Обычно слепо верующие помещают Бога за пределами интеллекта. Даже Джордж Беркли, хотя он и отрицает существование физического мира, был дуалистом, который остерегался называть Бога продуктом человеческого ума. Беркли считал, что Бог живет в своем собственном сознании. Карл Юнг делал интеллектуальный кульбит: обращаясь к психологам, он описывал Бога как один из архетипов человеческого сознания, который превращает Его в духовную фикцию. Но стремясь доказать свою веру, он описывал архетип как автономную силу, которую возносит Бог, оказывающийся каким-то образом вне разума, в пространстве респектабельной трансцеденции.
1966
Существуют эквивалентные метафоры, в которых две темы отражают друг друга симметрично, так что никакая из них не передает действительную «реальность», которую она метафоризует. Когда Томас Элиот отождествил голубя мира с бомбардировщиком, ни Библия, ни война не стали превалировать. Когда Генри Мур создавал женщину-гору, он не стал изображать гороподобную женщину. Напротив, поднимая свой образ для общего значения, Мур синтезировал женственность и монументальность, показав монументальность в женственности. Результатом стала изощренная абстракция, которая может квалифицироваться как религиозное видение.

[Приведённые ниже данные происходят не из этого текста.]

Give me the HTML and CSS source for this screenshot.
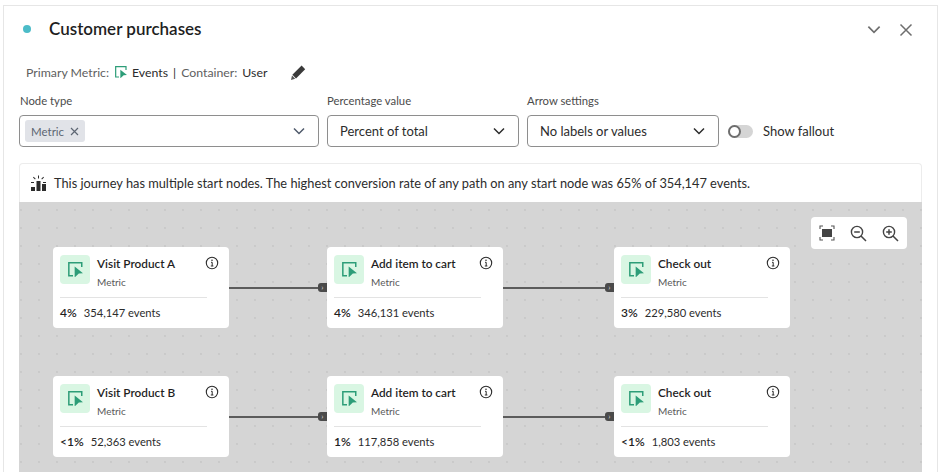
FILE: index.html
```html
<!DOCTYPE html>
<html lang="en">
<head>
  <meta charset="UTF-8" />
  <title>Customer purchases</title>
  <link rel="stylesheet" href="styles.css">
</head>
<body>
  <svg class="defs" width="0" height="0">
    <symbol id="metric" viewBox="0 0 18 18">
      <path d="M6 16.5H1V1H16.5V6" fill="none" stroke="currentColor" stroke-width="1.8"/>
      <path d="M8 5.5L18 13.5L13 13.8L8 18.5Z" fill="currentColor"/>
    </symbol>
    <symbol id="info" viewBox="0 0 14 14">
      <circle cx="7" cy="7" r="5.7" fill="none" stroke="currentColor" stroke-width="1.1"/>
      <circle cx="7" cy="4.2" r="0.8" fill="currentColor"/>
      <path d="M6 6.3H7.2V10M5.8 10H8.4" fill="none" stroke="currentColor" stroke-width="1"/>
    </symbol>
    <symbol id="chev" viewBox="0 0 12 8">
      <path d="M1 1.5L6 6.5L11 1.5" fill="none" stroke="currentColor" stroke-width="1.5"/>
    </symbol>
  </svg>

  <main class="panel">
    <header class="title-row">
      <span class="dot"></span>
      <h2>Customer purchases</h2>
      <svg class="head-chev" width="14" height="9"><use href="#chev"/></svg>
      <svg class="head-close" width="14" height="14" viewBox="0 0 14 14"><path d="M1.5 1.5L12.5 12.5M12.5 1.5L1.5 12.5" stroke="currentColor" stroke-width="1.5"/></svg>
    </header>

    <div class="meta-row">
      <span class="muted">Primary Metric:</span>
      <svg class="meta-icon" width="12" height="12"><use href="#metric"/></svg>
      <span>Events</span>
      <span class="sep">|</span>
      <span class="muted">Container:</span>
      <span>User</span>
      <svg class="pencil" width="17" height="17" viewBox="0 0 17 17"><path d="M11.6 1.6L15.2 5.2L6 14.4L2.4 10.8Z" fill="#3a3a3a"/><path d="M2 11.6L5.2 14.8L1 16Z" fill="#555"/></svg>
    </div>

    <section class="controls">
      <div class="field field-wide">
        <label>Node type</label>
        <div class="select">
          <span class="tag">Metric <svg width="9" height="9" viewBox="0 0 9 9"><path d="M1 1L8 8M8 1L1 8" stroke="currentColor" stroke-width="1.2"/></svg></span>
          <svg class="select-chev light" width="12" height="8"><use href="#chev"/></svg>
        </div>
      </div>
      <div class="field">
        <label>Percentage value</label>
        <div class="select"><span class="value">Percent of total</span><svg class="select-chev" width="12" height="8"><use href="#chev"/></svg></div>
      </div>
      <div class="field">
        <label>Arrow settings</label>
        <div class="select"><span class="value">No labels or values</span><svg class="select-chev" width="12" height="8"><use href="#chev"/></svg></div>
      </div>
      <div class="switch-wrap">
        <span class="switch"><span class="knob"></span></span>
        <span>Show fallout</span>
      </div>
    </section>

    <section class="journey">
      <p class="insight">
        <svg width="17" height="17" viewBox="0 0 17 17" fill="#2c2c2c"><rect x="1" y="12" width="4" height="4"/><rect x="6.5" y="6" width="4" height="10"/><rect x="12" y="9" width="4" height="7"/><path d="M8 0.5h1v3H8zM3 2.5l.7-.7 2 2-.7.7zM14 2.5l-.7-.7-2 2 .7.7zM1 7h3v1H1zM13 7h3v1h-3z"/></svg>
        This journey has multiple start nodes. The highest conversion rate of any path on any start node was 65% of 354,147 events.
      </p>

      <div class="canvas">
        <div class="zoom-tools">
          <svg width="16" height="16" viewBox="0 0 16 16"><path d="M1 4V1H4M12 1H15V4M15 12V15H12M4 15H1V12" fill="none" stroke="#555" stroke-width="1.1"/><rect x="3" y="4" width="10" height="8" fill="#444"/></svg>
          <svg width="17" height="17" viewBox="0 0 17 17"><circle cx="7" cy="7" r="5.6" fill="none" stroke="#444" stroke-width="1.4"/><path d="M4.2 7H9.8M11 11L16 16" stroke="#444" stroke-width="1.5"/></svg>
          <svg width="17" height="17" viewBox="0 0 17 17"><circle cx="7" cy="7" r="5.6" fill="none" stroke="#444" stroke-width="1.4"/><path d="M4.2 7H9.8M7 4.2V9.8M11 11L16 16" stroke="#444" stroke-width="1.5"/></svg>
        </div>

        <div class="path-row">
          <article class="node">
            <div class="node-head">
              <span class="node-icon"><svg width="15" height="15"><use href="#metric"/></svg></span>
              <div class="node-name"><strong>Visit Product A</strong><small>Metric</small></div>
              <svg class="info" width="14" height="14"><use href="#info"/></svg>
            </div>
            <div class="node-stat"><b>4%</b><span>354,147 events</span></div>
          </article>
          <div class="link link-a"><span class="arrow">›</span></div>
          <article class="node">
            <div class="node-head">
              <span class="node-icon"><svg width="15" height="15"><use href="#metric"/></svg></span>
              <div class="node-name"><strong>Add item to cart</strong><small>Metric</small></div>
              <svg class="info" width="14" height="14"><use href="#info"/></svg>
            </div>
            <div class="node-stat"><b>4%</b><span>346,131 events</span></div>
          </article>
          <div class="link link-b"><span class="arrow">›</span></div>
          <article class="node">
            <div class="node-head">
              <span class="node-icon"><svg width="15" height="15"><use href="#metric"/></svg></span>
              <div class="node-name"><strong>Check out</strong><small>Metric</small></div>
              <svg class="info" width="14" height="14"><use href="#info"/></svg>
            </div>
            <div class="node-stat"><b>3%</b><span>229,580 events</span></div>
          </article>
        </div>

        <div class="path-row">
          <article class="node">
            <div class="node-head">
              <span class="node-icon"><svg width="15" height="15"><use href="#metric"/></svg></span>
              <div class="node-name"><strong>Visit Product B</strong><small>Metric</small></div>
              <svg class="info" width="14" height="14"><use href="#info"/></svg>
            </div>
            <div class="node-stat"><b>&lt;1%</b><span>52,363 events</span></div>
          </article>
          <div class="link link-a"><span class="arrow">›</span></div>
          <article class="node">
            <div class="node-head">
              <span class="node-icon"><svg width="15" height="15"><use href="#metric"/></svg></span>
              <div class="node-name"><strong>Add item to cart</strong><small>Metric</small></div>
              <svg class="info" width="14" height="14"><use href="#info"/></svg>
            </div>
            <div class="node-stat"><b>1%</b><span>117,858 events</span></div>
          </article>
          <div class="link link-b"><span class="arrow">›</span></div>
          <article class="node">
            <div class="node-head">
              <span class="node-icon"><svg width="15" height="15"><use href="#metric"/></svg></span>
              <div class="node-name"><strong>Check out</strong><small>Metric</small></div>
              <svg class="info" width="14" height="14"><use href="#info"/></svg>
            </div>
            <div class="node-stat"><b>&lt;1%</b><span>1,803 events</span></div>
          </article>
        </div>
      </div>
    </section>
  </main>
</body>
</html>
```

FILE: styles.css
```css
html, body {
  height: 472px;
  overflow: hidden;
}
body {
  margin: 0;
  padding: 5px 4px 0 3px;
  background-color: white;
  font-family: "Lato", "Open Sans", sans-serif;
  font-size: 13px;
  color: #2c2c2c;
}
.defs {
  position: absolute;
}
.panel {
  height: 467px;
  box-sizing: border-box;
  border: 1px solid #e6e6e6;
  border-bottom: none;
  padding: 0 15px;
  overflow: hidden;
}
.title-row {
  height: 46px;
  display: flex;
  align-items: center;
  color: #6e6e6e;
}
.dot {
  width: 8px;
  height: 8px;
  margin-left: 4px;
  border-radius: 50%;
  background-color: #4cbcc8;
}
.title-row h2 {
  margin: 0 0 2px 18px;
  font-size: 17px;
  font-weight: 600;
  color: #1f1f1f;
  flex: 1;
}
.head-chev {
  margin-right: 18px;
}
.head-close {
  margin: 1px 9px 0 0;
}
.meta-row {
  height: 20px;
  margin-top: 10px;
  padding-left: 7px;
  display: flex;
  align-items: center;
  font-size: 12.3px;
  color: #2c2c2c;
}
.muted {
  color: #606060;
}
.meta-icon {
  margin: 0 5px 0 6px;
  color: #2d9d78;
}
.sep {
  margin: 0 5px;
}
.meta-row .muted + span {
  margin-left: 5px;
}
.pencil {
  margin-left: 23px;
}
.controls {
  margin-top: 11px;
  display: flex;
  gap: 8px;
  align-items: flex-end;
}
.field {
  width: 192px;
}
.field-wide {
  width: 300px;
}
.field label {
  display: block;
  margin-bottom: 7px;
  font-size: 11.3px;
  line-height: 15px;
  color: #4b4b4b;
}
.field-wide label {
  padding-left: 1px;
}
.select {
  height: 32px;
  box-sizing: border-box;
  padding: 0 13px 0 5px;
  border: 1px solid #8e8e8e;
  border-radius: 4px;
  display: flex;
  align-items: center;
  justify-content: space-between;
  background: white;
}
.value {
  margin-left: 7px;
  font-size: 13px;
}
.tag {
  height: 22px;
  padding: 0 6px;
  display: flex;
  align-items: center;
  gap: 6px;
  border-radius: 3px;
  background-color: #e1e3e8;
  font-size: 11.5px;
  color: #5d6673;
}
.select-chev {
  color: #2c2c2c;
}
.select-chev.light {
  color: #4f5a6b;
}
.switch-wrap {
  height: 32px;
  margin-left: 1px;
  display: flex;
  align-items: center;
  gap: 10px;
}
.switch {
  width: 25px;
  height: 13px;
  border-radius: 7px;
  background-color: #d5d5d5;
  display: block;
}
.knob {
  width: 9px;
  height: 9px;
  display: block;
  border: 2px solid #6e6e6e;
  border-radius: 50%;
  background: white;
}
.journey {
  margin-top: 16px;
}
.insight {
  height: 39px;
  margin: 0;
  padding-left: 10px;
  box-sizing: border-box;
  border: 1px solid #ececec;
  border-bottom: none;
  border-radius: 4px 4px 0 0;
  display: flex;
  align-items: center;
  gap: 7px;
  font-size: 12.8px;
}
.canvas {
  position: relative;
  height: 270px;
  padding: 45px 0 0 34px;
  box-sizing: border-box;
  background-color: #d5d5d5;
  background-image: radial-gradient(#bdbdbd 0.6px, transparent 0.8px);
  background-size: 18px 18px;
  background-position: 11px -1px;
}
.zoom-tools {
  position: absolute;
  top: 15px;
  right: 15px;
  width: 96px;
  height: 32px;
  border-radius: 4px;
  background: white;
  display: flex;
  align-items: center;
  justify-content: space-around;
}
.path-row {
  display: flex;
  align-items: center;
  margin-bottom: 48px;
}
.node {
  width: 176px;
  height: 81px;
  box-sizing: border-box;
  padding: 8px 7px 0;
  border-radius: 4px;
  background: white;
}
.node-head {
  display: flex;
  height: 42px;
  border-bottom: 1px solid #e3e3e3;
  margin-right: 15px;
  position: relative;
}
.node-icon {
  width: 30px;
  height: 29px;
  border-radius: 4px;
  background-color: #d9f6e3;
  color: #2d9d78;
  display: flex;
  align-items: center;
  justify-content: center;
}
.node-name {
  margin-left: 7px;
  display: flex;
  flex-direction: column;
}
.node-name strong {
  font-size: 11.8px;
  font-weight: 600;
  line-height: 15px;
  margin-top: 1px;
  color: #1f1f1f;
}
.node-name small {
  font-size: 10px;
  line-height: 14px;
  margin-top: 4px;
  color: #5a5a5a;
}
.info {
  position: absolute;
  top: 1px;
  right: -12px;
  color: #2c2c2c;
}
.node-stat {
  margin-top: 7px;
  display: flex;
  gap: 7px;
  font-size: 11.2px;
  line-height: 16px;
}
.node-stat b {
  font-size: 12px;
  font-weight: 600;
  color: #1f1f1f;
}
.link {
  height: 2px;
  background-color: #5c5c5c;
  position: relative;
}
.link-a {
  width: 98px;
}
.link-b {
  width: 111px;
}
.arrow {
  position: absolute;
  right: 0;
  top: -4px;
  width: 9px;
  height: 9px;
  border-radius: 3px 0 0 3px;
  background-color: #4a4a4a;
  color: #ddd;
  font-size: 8px;
  line-height: 8px;
  text-align: center;
}
```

Представление о том, что душа может отделяться от тела исходит из того, что мы не знаем, что происходит в нашем мозгу. В повседневной жизни мозг может работать и путешествовать, совершать скачки, в то время, как тело будет неподвижным, подобно контейнеру, скрывающему живые, трепетные вещи.
Художественный темперамент Тёрнера отличает то, что он изображал природу предметов как вихрь различных цветов. Он находил их в шторме, в волнах, облаках, пламени, дыме, в изображении дали. Он также показывал их в многочисленных набросках, предваряющих большие работы. Эта потребность в утверждении реализма в его живописи объясняет изменчивость стиля, которая заставляла его соединять шторм и вихревые волны с педантичным изображением деталей на берегу. Хотя в искусстве все это изображается обычно раздельно, в природе они существуют вместе.